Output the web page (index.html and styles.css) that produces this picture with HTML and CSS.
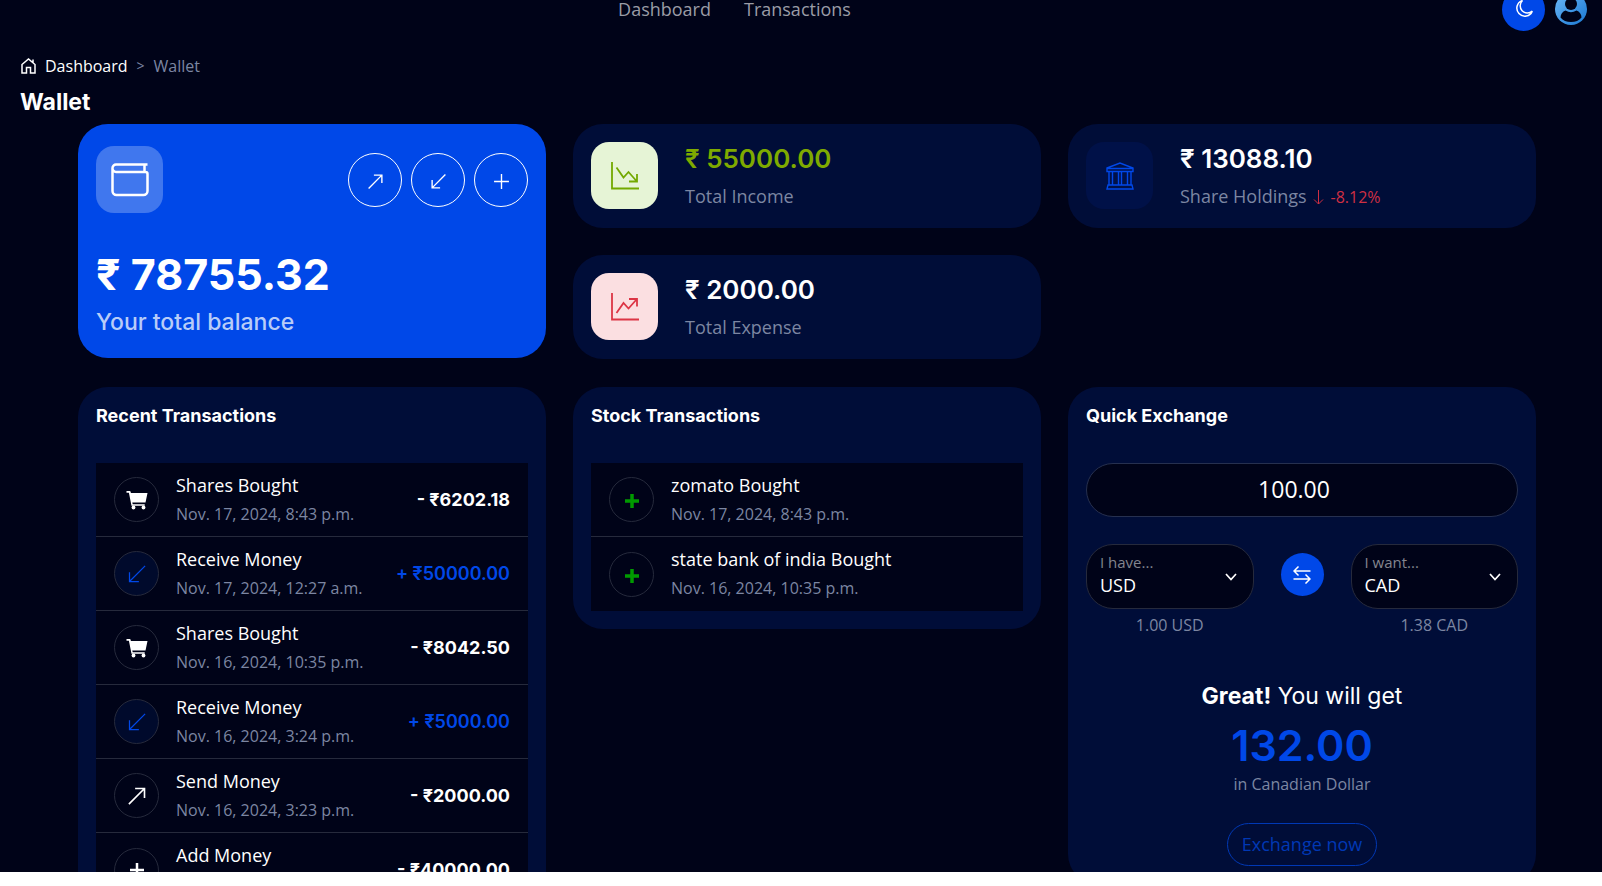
FILE: index.html
```html
<!DOCTYPE html>
<html lang="en">
<head>
  <meta charset="UTF-8">
  <meta name="viewport" content="width=device-width, initial-scale=1.0">
  <title>Wallet</title>
  <link rel="stylesheet" href="styles.css">
</head>
<body>
  <!-- Shared icons -->
  <svg class="sprite" aria-hidden="true">
    <symbol id="arrow-up" viewBox="0 0 16 16"><path d="M1.5 14.5 14 2M6.5 2H14v7.500"/></symbol>
    <symbol id="arrow-down" viewBox="0 0 16 16"><path d="M14.500 1.500 2 14M2 6.500V14h7.500"/></symbol>
    <symbol id="plus" viewBox="0 0 16 16"><path d="M8 1v14M1 8h14"/></symbol>
    <symbol id="cart" viewBox="0 0 22 20"><path fill="currentColor" stroke="none" d="M.5 1h3.300c.4 0 .7.300.8.700l.3 1.300h16.600L19.500 12.500H6.300l.4 1.700h12v1.600H5.500L2.900 2.700H.5z"/><circle cx="7.500" cy="17.500" r="1.900" fill="currentColor" stroke="none"/><circle cx="17.500" cy="17.500" r="1.900" fill="currentColor" stroke="none"/></symbol>
  </svg>

  <div class="page">
    <header>
      <nav>
        <a href="#">Dashboard</a>
        <a href="#">Transactions</a>
      </nav>
      <div class="header-actions">
        <button class="theme-btn" aria-label="Toggle dark mode">
          <svg width="20" height="20" viewBox="0 0 20 20"><path d="M8.500 1.500a8 8 0 1 0 9.800 10.600A7.200 7.200 0 0 1 8.500 1.500z"/></svg>
        </button>
        <a href="#" class="avatar" aria-label="Profile">
          <svg width="32" height="32" viewBox="0 0 32 32">
            <defs><linearGradient id="av" x1="0" y1="0" x2="1" y2="1"><stop offset="0" stop-color="#6db9f8"/><stop offset="1" stop-color="#1877d2"/></linearGradient></defs>
            <circle cx="16" cy="16" r="16" fill="url(#av)"/>
            <circle cx="16" cy="11" r="6" fill="#000318"/>
            <path d="M10.500 17.500q5.500 3.500 11 0c3 1 5 4 5 7-2.500 3-6 4.500-10.500 4.500S8 27.500 5.500 24.500c0-3 2-6 5-7z" fill="#000318"/>
          </svg>
        </a>
      </div>
    </header>

    <div class="breadcrumb">
      <svg width="15" height="16" viewBox="0 0 15 16"><path d="M1 6.500 7.500 1 14 6.500V15H9.500V9.500h-4V15H1zM12 4.500V1.500"/></svg>
      <a href="#">Dashboard</a>
      <span class="sep">&gt;</span>
      <span>Wallet</span>
    </div>
    <h1>Wallet</h1>

    <main>
      <section class="card balance">
        <div class="balance-top">
          <div class="tile tile-wallet">
            <svg width="38" height="34" viewBox="0 0 38 34"><path d="M36.500 1.500H5A3.500 3.500 0 0 0 1.500 5v23A4 4 0 0 0 5.500 32h27a4 4 0 0 0 4-4V11a2 2 0 0 0-2-2H5a3.500 3.500 0 0 1-3.500-3.500M33.500 1.500V9"/></svg>
          </div>
          <div class="balance-btns">
            <button class="round-btn" aria-label="Send"><svg width="17" height="17"><use href="#arrow-up"/></svg></button>
            <button class="round-btn" aria-label="Receive"><svg width="17" height="17"><use href="#arrow-down"/></svg></button>
            <button class="round-btn" aria-label="Add"><svg width="17" height="17"><use href="#plus"/></svg></button>
          </div>
        </div>
        <div class="balance-amount">₹ 78755.32</div>
        <div class="balance-label">Your total balance</div>
      </section>

      <div class="stack">
        <section class="card stat">
          <div class="tile tile-green">
            <svg width="28" height="28" viewBox="0 0 28 28"><path d="M1 0v26.500h27M5.500 5.500l7 10 5-5.500 8 9M18 19.500h8V12"/></svg>
          </div>
          <div>
            <div class="stat-amount green">₹ 55000.00</div>
            <div class="stat-label">Total Income</div>
          </div>
        </section>
        <section class="card stat">
          <div class="tile tile-red">
            <svg width="28" height="28" viewBox="0 0 28 28"><path d="M1 0v26.500h27M5.500 20l7-10 5 5.500 8-9M18 6h8v7.500"/></svg>
          </div>
          <div>
            <div class="stat-amount">₹ 2000.00</div>
            <div class="stat-label">Total Expense</div>
          </div>
        </section>
      </div>

      <div class="stack">
        <section class="card stat">
          <div class="tile tile-blue">
            <svg width="28" height="28" viewBox="0 0 28 28"><path d="M1 6 14 1l13 5v3.500H1zM1 6.500h26M3 9.500V23M6.500 9.500V23M12.500 9.500V23M15.500 9.500V23M21.500 9.500V23M25 9.500V23M2 23h24l1 4H1z"/></svg>
          </div>
          <div>
            <div class="stat-amount">₹ 13088.10</div>
            <div class="stat-label">Share Holdings <span class="change"><svg width="11" height="15" viewBox="0 0 11 15"><path d="M5.500 0v14M1 9.500l4.500 4.500L10 9.500"/></svg> -8.12%</span></div>
          </div>
        </section>
      </div>

      <section class="card">
        <h2>Recent Transactions</h2>
        <ul class="list">
          <li>
            <span class="icon"><svg width="22" height="20"><use href="#cart"/></svg></span>
            <div class="info"><div class="name">Shares Bought</div><div class="date">Nov. 17, 2024, 8:43 p.m.</div></div>
            <div class="amount">- ₹6202.18</div>
          </li>
          <li>
            <span class="icon in"><svg width="20" height="20"><use href="#arrow-down"/></svg></span>
            <div class="info"><div class="name">Receive Money</div><div class="date">Nov. 17, 2024, 12:27 a.m.</div></div>
            <div class="amount in">+ ₹50000.00</div>
          </li>
          <li>
            <span class="icon"><svg width="22" height="20"><use href="#cart"/></svg></span>
            <div class="info"><div class="name">Shares Bought</div><div class="date">Nov. 16, 2024, 10:35 p.m.</div></div>
            <div class="amount">- ₹8042.50</div>
          </li>
          <li>
            <span class="icon in"><svg width="20" height="20"><use href="#arrow-down"/></svg></span>
            <div class="info"><div class="name">Receive Money</div><div class="date">Nov. 16, 2024, 3:24 p.m.</div></div>
            <div class="amount in">+ ₹5000.00</div>
          </li>
          <li>
            <span class="icon out"><svg width="20" height="20"><use href="#arrow-up"/></svg></span>
            <div class="info"><div class="name">Send Money</div><div class="date">Nov. 16, 2024, 3:23 p.m.</div></div>
            <div class="amount">- ₹2000.00</div>
          </li>
          <li>
            <span class="icon add"><svg width="16" height="16"><use href="#plus"/></svg></span>
            <div class="info"><div class="name">Add Money</div><div class="date">Nov. 16, 2024, 3:20 p.m.</div></div>
            <div class="amount">- ₹40000.00</div>
          </li>
        </ul>
      </section>

      <section class="card">
        <h2>Stock Transactions</h2>
        <ul class="list">
          <li>
            <span class="icon buy"><svg width="16" height="16"><use href="#plus"/></svg></span>
            <div class="info"><div class="name">zomato Bought</div><div class="date">Nov. 17, 2024, 8:43 p.m.</div></div>
          </li>
          <li>
            <span class="icon buy"><svg width="16" height="16"><use href="#plus"/></svg></span>
            <div class="info"><div class="name">state bank of india Bought</div><div class="date">Nov. 16, 2024, 10:35 p.m.</div></div>
          </li>
        </ul>
      </section>

      <section class="card">
        <h2>Quick Exchange</h2>
        <form class="exchange">
          <input class="amount-input" type="text" value="100.00" aria-label="Amount">
          <div class="currencies">
            <div class="currency">
              <div class="field">
                <label for="have">I have...</label>
                <select id="have"><option>USD</option><option>CAD</option></select>
                <svg width="12" height="8" viewBox="0 0 12 8"><path d="M1 1l5 5.500L11 1"/></svg>
              </div>
              <p>1.00 USD</p>
            </div>
            <button type="button" class="swap-btn" aria-label="Swap">
              <svg width="18" height="18" viewBox="0 0 18 18"><path d="M17.500 5H1M5.500 .5 1 5l4.500 4.500M.5 13H17M12.500 8.500 17 13l-4.500 4.500"/></svg>
            </button>
            <div class="currency">
              <div class="field">
                <label for="want">I want...</label>
                <select id="want"><option>CAD</option><option>USD</option></select>
                <svg width="12" height="8" viewBox="0 0 12 8"><path d="M1 1l5 5.500L11 1"/></svg>
              </div>
              <p>1.38 CAD</p>
            </div>
          </div>
          <div class="great"><b>Great!</b> You will get</div>
          <div class="result">132.00</div>
          <p>in Canadian Dollar</p>
          <button type="button" class="exchange-btn">Exchange now</button>
        </form>
      </section>
    </main>
  </div>
</body>
</html>
```
FILE: styles.css
```css
:root {
  --bg: #000318;
  --card: #000d38;
  --primary: #0048e8;
  --text: #fff;
  --muted: #7c86a2;
  --line: #262a3c;
  --head-font: Inter, 'Open Sans', sans-serif;
}
* { box-sizing: border-box; }
body {
  margin: 0;
  background: #fff;
  color: var(--text);
  font-family: 'Open Sans', sans-serif;
  font-size: 16px;
  line-height: 24px;
}
a { color: inherit; text-decoration: none; }
button { font-family: inherit; cursor: pointer; padding: 0; }
h1, h2, p, ul { margin: 0; padding: 0; }
svg {
  fill: none;
  stroke: currentColor;
  display: block;
}
.sprite { display: none; }
.page {
  height: calc(100vh - 14px);
  overflow: hidden;
  background: var(--bg);
}
header {
  height: 64px;
  margin-top: -23px;
  padding: 0 15px;
  display: grid;
  grid-template-columns: 1fr auto;
  align-items: center;
}
nav {
  display: flex;
  justify-content: center;
  gap: 33px;
  font-size: 18px;
  color: #9a9ca6;
  padding-right: 48px;
}
.header-actions {
  display: flex;
  align-items: center;
  gap: 10px;
}
.theme-btn, .swap-btn {
  width: 43px;
  height: 43px;
  border: none;
  border-radius: 50%;
  background: var(--primary);
  color: #fff;
  display: flex;
  align-items: center;
  justify-content: center;
}
.theme-btn svg { stroke-width: 1.5; }
.avatar svg { stroke: none; }
.breadcrumb {
  padding: 13px 21px 0;
  display: flex;
  align-items: center;
  gap: 9px;
  color: var(--muted);
}
.breadcrumb svg { color: #fff; stroke-width: 1.5; }
.breadcrumb a { color: #fff; font-weight: 500; }
.sep { font-size: 14px; }
h1 {
  padding: 9px 20px 7px;
  font-family: var(--head-font);
  font-size: 23px;
  line-height: 30px;
  font-weight: 700;
}
main {
  padding: 0 66px 27px 78px;
  display: grid;
  grid-template-columns: repeat(3, 1fr);
  gap: 28px 27px;
  align-items: start;
}
.card {
  background: var(--card);
  border-radius: 30px;
  padding: 18px;
}
.stack {
  display: grid;
  gap: 27px;
}
.tile {
  width: 67px;
  height: 67px;
  border-radius: 18px;
  display: flex;
  align-items: center;
  justify-content: center;
  flex-shrink: 0;
}
.tile-wallet { background: #4077ee; }
.tile-wallet svg { stroke-width: 2.5; }
.tile-green { background: #e6f4d6; color: #73a900; }
.tile-red { background: #fbdfe1; color: #dc3545; }
.tile-green svg, .tile-red svg { stroke-width: 1.8; }
.tile-blue { background: #001148; color: var(--primary); }
.tile-blue svg { stroke-width: 1.4; }

/* Balance */
.balance {
  background: var(--primary);
  padding: 22px 18px;
  height: 234px;
}
.balance-top {
  display: flex;
  align-items: center;
  justify-content: space-between;
}
.balance-btns { display: flex; gap: 9px; }
.round-btn {
  width: 54px;
  height: 54px;
  padding-top: 3px;
  border: 1px solid #fff;
  border-radius: 50%;
  background: none;
  color: #fff;
  display: flex;
  align-items: center;
  justify-content: center;
}
.round-btn svg { stroke-width: 1.3; }
.balance-amount {
  margin-top: 34px;
  font-family: var(--head-font);
  font-size: 43px;
  line-height: 54px;
  font-weight: 700;
}
.balance-label {
  margin-top: 6px;
  font-family: var(--head-font);
  font-size: 23px;
  line-height: 30px;
  font-weight: 500;
  color: #b8ccf8;
}

/* Stats */
.stat {
  display: flex;
  gap: 27px;
  height: 104px;
}
.stat-amount {
  font-family: var(--head-font);
  font-size: 26px;
  line-height: 34px;
  font-weight: 600;
}
.stat-label {
  margin-top: 7px;
  font-size: 18px;
  line-height: 27px;
  color: var(--muted);
}
.green { color: #7faa00; }
.change { color: #cf2f43; font-size: 16px; }
.change svg { display: inline-block; vertical-align: -2px; margin: 0 2px; }

/* Lists */
h2 {
  font-family: var(--head-font);
  font-size: 18px;
  line-height: 22px;
  font-weight: 700;
  margin-bottom: 36px;
}
.list {
  list-style: none;
  background: var(--bg);
}
.list li {
  height: 74px;
  padding: 0 18px;
  display: flex;
  align-items: center;
  gap: 17px;
  border-bottom: 1px solid var(--line);
}
.list li:last-child { border-bottom: none; }
.icon {
  width: 45px;
  height: 45px;
  border: 1px solid var(--line);
  border-radius: 50%;
  display: flex;
  align-items: center;
  justify-content: center;
}
.icon.in { background: #000a2c; color: var(--primary); }
.icon.out svg { stroke-width: 1.3; }
.icon.add svg { stroke-width: 2.5; }
.icon.buy { color: #009a00; padding-top: 3px; }
.icon.buy svg { stroke-width: 3.5; }
.info { flex: 1; padding-top: 2px; }
.name { font-size: 18px; line-height: 27px; font-weight: 500; }
.date { line-height: 31px; color: var(--muted); }
.amount {
  font-family: var(--head-font);
  font-size: 18px;
  font-weight: 700;
}
.amount.in { color: var(--primary); font-weight: 600; }

/* Quick exchange */
.exchange {
  display: flex;
  flex-direction: column;
  align-items: center;
  text-align: center;
}
.exchange p { color: var(--muted); }
.amount-input {
  width: 100%;
  height: 54px;
  padding: 0 18px 2px 2px;
  border: 1px solid #26304f;
  border-radius: 27px;
  background: var(--bg);
  color: #fff;
  font-family: inherit;
  font-size: 23px;
  text-align: center;
}
.currencies {
  width: 100%;
  margin-top: 27px;
  display: flex;
  gap: 27px;
}
.currency { flex: 1; }
.field { position: relative; margin-bottom: 4px; }
.field label {
  position: absolute;
  left: 14px;
  top: 6px;
  font-size: 15px;
  color: #83858e;
}
.field select {
  width: 100%;
  height: 65px;
  padding: 17px 13px 0;
  border: 1px solid var(--line);
  border-radius: 27px;
  background: var(--bg);
  color: #fff;
  font-family: inherit;
  font-size: 18px;
  appearance: none;
}
.field svg {
  position: absolute;
  right: 17px;
  top: 29px;
  stroke-width: 1.7;
  pointer-events: none;
}
.swap-btn { margin-top: 9px; }
.swap-btn svg { stroke-width: 1.5; }
.great {
  margin-top: 44px;
  font-family: var(--head-font);
  font-size: 23px;
  line-height: 30px;
}
.result {
  margin-top: 7px;
  font-family: var(--head-font);
  font-size: 43px;
  line-height: 54px;
  font-weight: 600;
  color: var(--primary);
}
.exchange-btn {
  margin-top: 27px;
  height: 43px;
  padding: 0 14px 2px;
  border: 1px solid #0038b4;
  border-radius: 22px;
  background: none;
  color: #0038b4;
  font-size: 18px;
}
@media (max-width: 1100px) {
  main { grid-template-columns: 1fr; padding: 0 20px 27px; }
}
```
^^^^
SHORT PROBLEM
List all lines in the material containing the string "page".

TASK SOLUTION
Output the web page (index.html and styles.css) that produces this picture with HTML and CSS.
  <div class="page">
.page {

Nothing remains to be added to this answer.